Framer AI Credits Explained: What You'll Actually Pay

Ryan Hayward

The Framer 3.0 pricing change is causing some confusion, so let me just explain it clearly.

With the launch of AI agents, Framer has introduced a credit system. Every plan comes with a monthly credit allowance. You spend credits every time you ask the agent to do something. When you run out, you can buy more.

Here's what each plan gets you:

  • Free: 500 credits per day (up to 1,000/month)

  • Basic ($10/mo annually): 1,000 credits per month

  • Pro ($30/mo annually): 3,000 credits per month

Framer's own estimate: Free is good for roughly two landing pages a day, Basic for around five a month, Pro for around ten. But that's based on simple tasks. Bigger, more complex work uses more credits.

What actually spends credits?

Anything you ask the canvas agent to do. Design work, content changes, CMS edits, adding animations, making things responsive - all of it. The more complex the task, the more credits it uses.

From my own testing, here's a rough guide to what things cost:

  • Simple content change on an existing section: ~55 credits ($0.42)

  • New CMS item: ~26 credits ($0.20)

  • Code component from canvas context: ~35 credits ($0.27)

  • Recreating a section from a screenshot: ~200 credits ($1.52)

  • New page using existing styles and components: ~240 credits ($1.82)

  • Dark mode toggle on an existing site: ~200 credits ($1.52)

  • Full landing page from scratch (no prior styles): ~778 credits ($5.90)

The last one is the wild number. Nearly $6 to generate a landing page from zero context. But if you're building inside an existing project with your components and styles already set up, that number drops significantly because the agent doesn't have to figure everything out from nothing.

The cost per credit

One credit is worth $0.0076 USD.

Framer says they price credits at roughly what it costs them to run the underlying models. GPT-5.5 is the base model. You can switch to lighter models to stretch your credits further, or use heavier models like Opus 4.8 for more complex tasks.

There's also a refund policy worth knowing about: if the agent gets something wrong and you mark the result as bad in the Changes summary, Framer refunds those credits. That's a decent safety net.

The external agent loophole

If you're already using Claude Code, Cursor, or Codex, you don't have to use Framer's built-in agent for everything.

When you connect an external LLM through the Framer MCP (via the Framer CLI), you bypass the Framer credit system entirely. You only pay whatever your model provider charges for tokens.

Running the same CMS task through Claude Code cost me $0.13 versus $0.19 through Framer's native agent. Not huge, but if you're doing heavy AI work daily it adds up.

This also means if you're on a lower plan and hitting credit limits, you have an escape valve. Use the canvas agent for design tasks where the real-time visual feedback matters. Use an external agent for bulk CMS work, content imports, audits, and anything you can run in the terminal.

Is it worth it?

For most people on Pro or Basic, the included credits are probably enough for everyday editing and occasional generation. The credit system only bites if you're generating lots of pages from scratch, regenerating constantly, or running heavy localisation workflows.

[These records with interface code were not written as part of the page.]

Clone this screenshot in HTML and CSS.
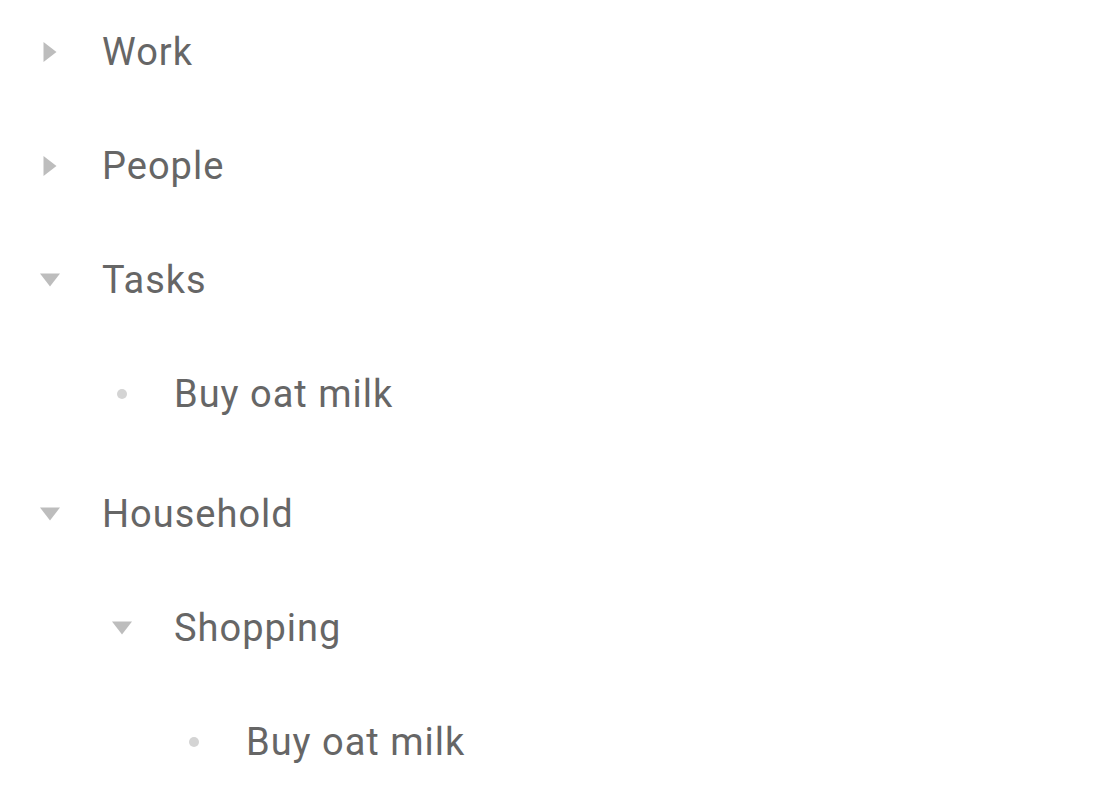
FILE: index.html
```html
<!DOCTYPE html>
<html lang="en">
<head>
    <meta charset="UTF-8">
    <meta name="viewport" content="width=device-width, initial-scale=1.0">
    <title>Outline</title>
    <link rel="stylesheet" href="styles.css">
</head>
<body>
    <div class="outline">
        <div class="row">
            <svg class="icon" viewBox="0 0 24 24"><polygon class="arrow" points="5.5,2 18.5,12 5.5,22"/></svg>
            <span class="label">Work</span>
        </div>
        <div class="row">
            <svg class="icon" viewBox="0 0 24 24"><polygon class="arrow" points="5.5,2 18.5,12 5.5,22"/></svg>
            <span class="label">People</span>
        </div>
        <div class="row">
            <svg class="icon" viewBox="0 0 24 24"><polygon class="arrow" points="2,5.5 22,5.5 12,18.5"/></svg>
            <span class="label">Tasks</span>
        </div>
        <div class="children">
            <div class="row">
                <svg class="icon" viewBox="0 0 24 24"><circle class="dot" cx="12" cy="12" r="5"/></svg>
                <span class="label">Buy oat milk</span>
            </div>
        </div>
        <div class="row">
            <svg class="icon" viewBox="0 0 24 24"><polygon class="arrow" points="2,5.5 22,5.5 12,18.5"/></svg>
            <span class="label">Household</span>
        </div>
        <div class="children">
            <div class="row">
                <svg class="icon" viewBox="0 0 24 24"><polygon class="arrow" points="2,5.5 22,5.5 12,18.5"/></svg>
                <span class="label">Shopping</span>
            </div>
            <div class="children">
                <div class="row">
                    <svg class="icon" viewBox="0 0 24 24"><circle class="dot" cx="12" cy="12" r="5"/></svg>
                    <span class="label">Buy oat milk</span>
                </div>
            </div>
        </div>
    </div>
</body>
</html>
```

FILE: styles.css
```css
body { margin: 0; background: #fff; font-family: Roboto, "Liberation Sans", sans-serif; }
.outline { display: flex; flex-direction: column; gap: 10px; padding-left: 38px; }
.children { display: flex; flex-direction: column; gap: 10px; padding-left: 72px; margin-bottom: 6px; }
.row { display: flex; align-items: center; height: 104px; gap: 40px; }
.icon { width: 24px; height: 24px; flex: none; }
.arrow { fill: #bdbdbd; }
.dot { fill: #d4d4d4; }
.label { font-size: 38px; color: #666; line-height: 1; letter-spacing: 1px; }
```
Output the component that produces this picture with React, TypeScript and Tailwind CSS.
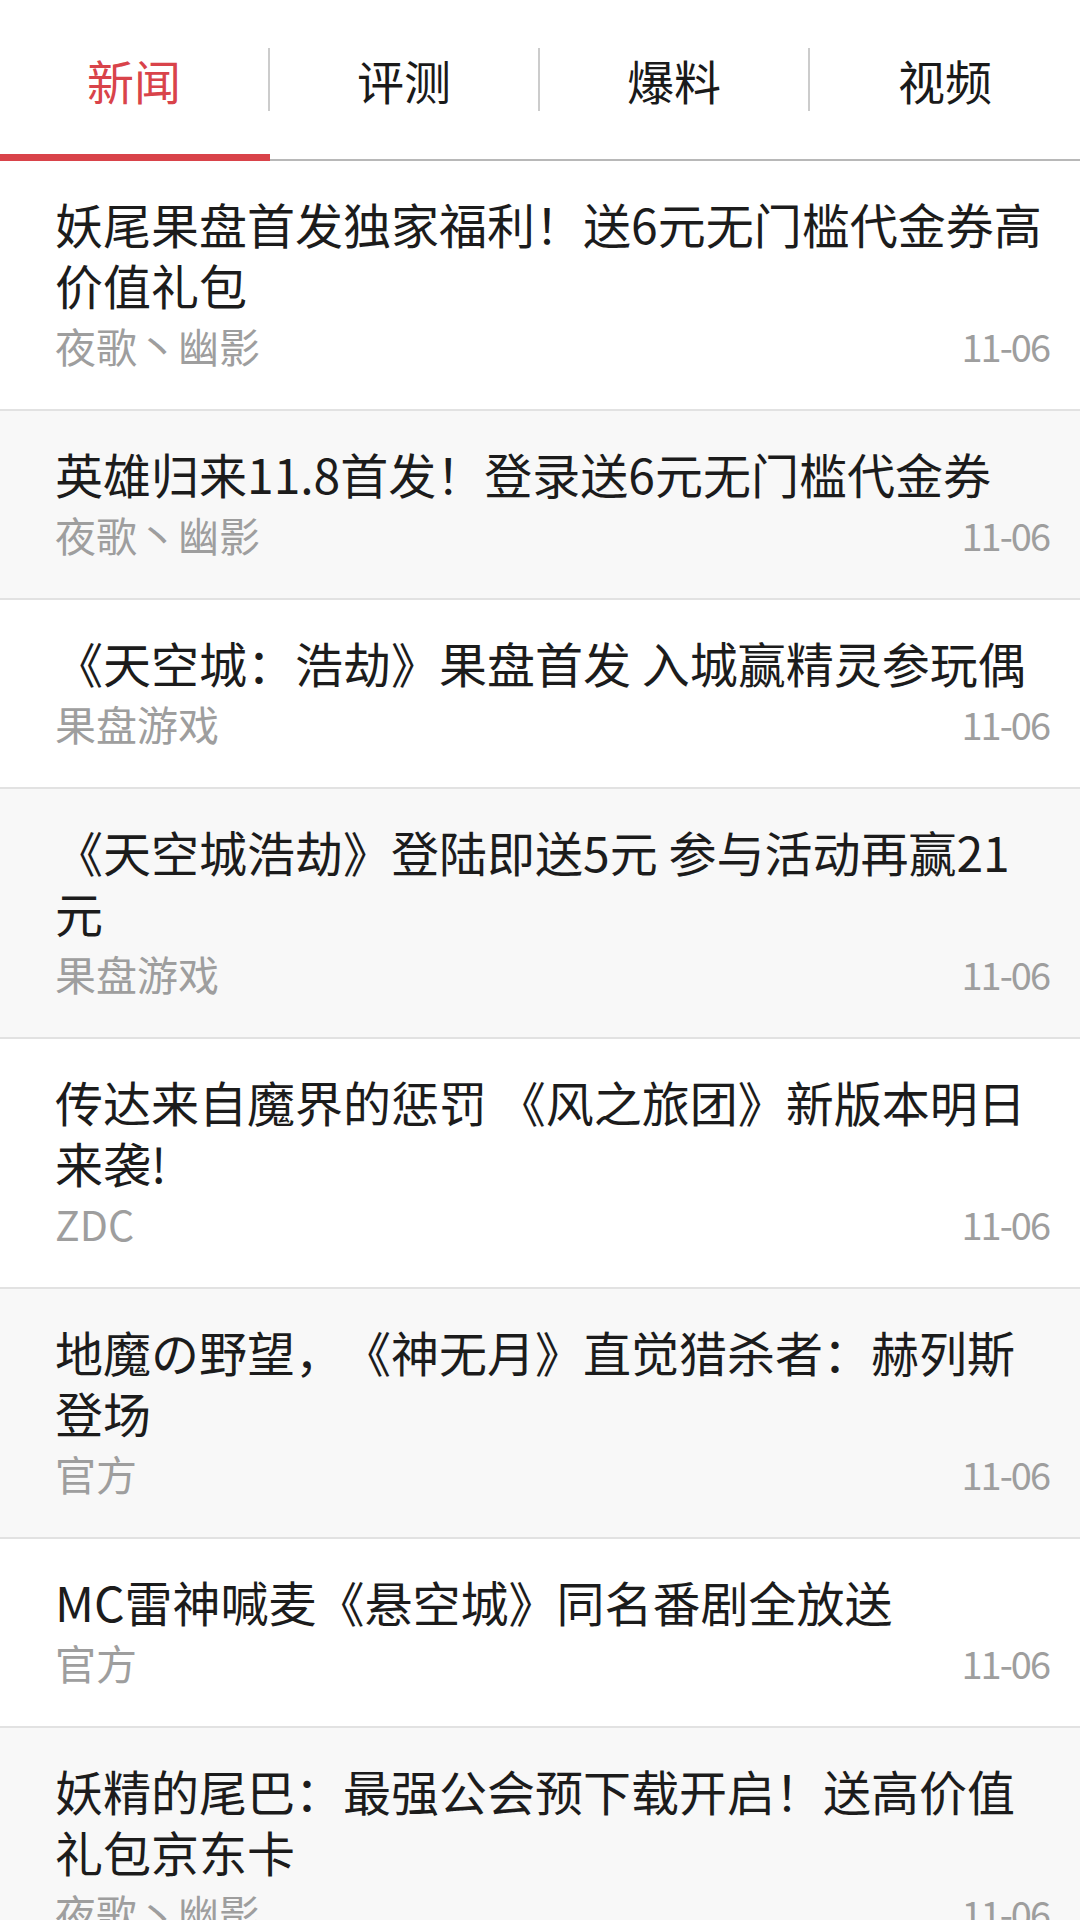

If you're a freelancer building one or two client sites a month, Pro at $30/mo with 3,000 credits is probably more than you'll ever use.

If you're an agency running multiple projects simultaneously or doing serious AI-driven workflows, you'll want to either top up credits or lean on external agents for the heavy lifting.

The pricing is more generous than I expected. AI is expensive to run. The fact that Framer has bundled credits into every plan rather than making it a separate add-on is a reasonable call.

Check framer.com/pricing for the latest numbers - they iterate on this stuff regularly.